In general then, it should be relatively easy for any organization
within the UK and the USA to get some object identifier name space.
In other countries similar developments are occurring at varying paces.
Nonetheless, there still remains some concern that getting object identifier
name space to the lowest levels may prove difficult. Thus in theory,
if a lowly computer bureau user made use of the Distributed Transaction
Processing (DTP or TP) protocol through an operating system interface
to COBOL programs that he wrote to communicate between two machines,
he would need some object identifier space to identify the resulting
syntaxes and procedures that he was employing: he has, in fact, defined
a protocol. There was, and still is, concern that this could inhibit
the use of the TP Standard, and text has been included in these Standards
to provide object identifiers sufficient for use in these circumstances.
Encoding the ASN.1 REAL data type
Rather more discussion of the Basic Encoding Rules in general occurs
below, but here we mention briefly the encoding of the REAL datatype.
(Readers who have never undertaken assembler language programming and
are unfamiliar with floating point number formats in computer hardware
may want to skip this section.) The following discussion gives the "Why?"
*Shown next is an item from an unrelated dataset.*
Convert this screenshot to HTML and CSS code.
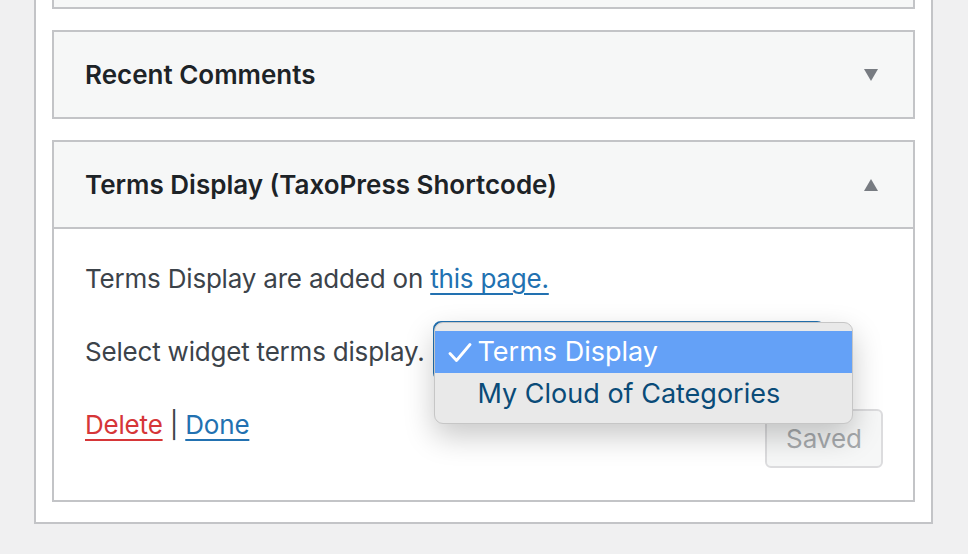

of the representation of REAL, and the reasoning that lay behind the
text in the Standard, but the reader could be forgiven for thinking
that there is over-much concern with assembler-level efficiency for
present-day tastes. REAL was not present in X.409, being added in about
1986.
There are few difficulties in the definition of the set of abstract
values the type contains. Formally, it is the set of real numbers that
can be expressed as M times B to the power E where M and E are finite
positive or negative integers and B is 2 or 10, plus other specified
values (see below). These sets do, of course overlap, but do not include
values such as one-third or PI, although they contain value arbitrarily
close to these real numbers. There was some discussion at the time about
making provision for the precise identification of "special" values
like PI, e, etc, and the encoding of REAL has hooks for extensions to
support this, but such extensions have never been progressed. The only
"other specified values" referred to above that are included in the
encoding (and hence in the abstract value set) of REAL are PLUS-INFINITY
and MINUS-INFINITY.
The encoding for the B=10 set of values was determined by reference
to an existing ISO standard, and is essentially a binary-coded-decimal
encoding common to COBOL systems. The B=2 case corresponds to normal
floating point hardware units, and is rather more interesting. The requirements
of such an encoding differ significantly from standardization of floating-point
formats for almost any other purpose. In particular, efficiency or numerical
accuracy in the performance of arithmetic operations is not an issue.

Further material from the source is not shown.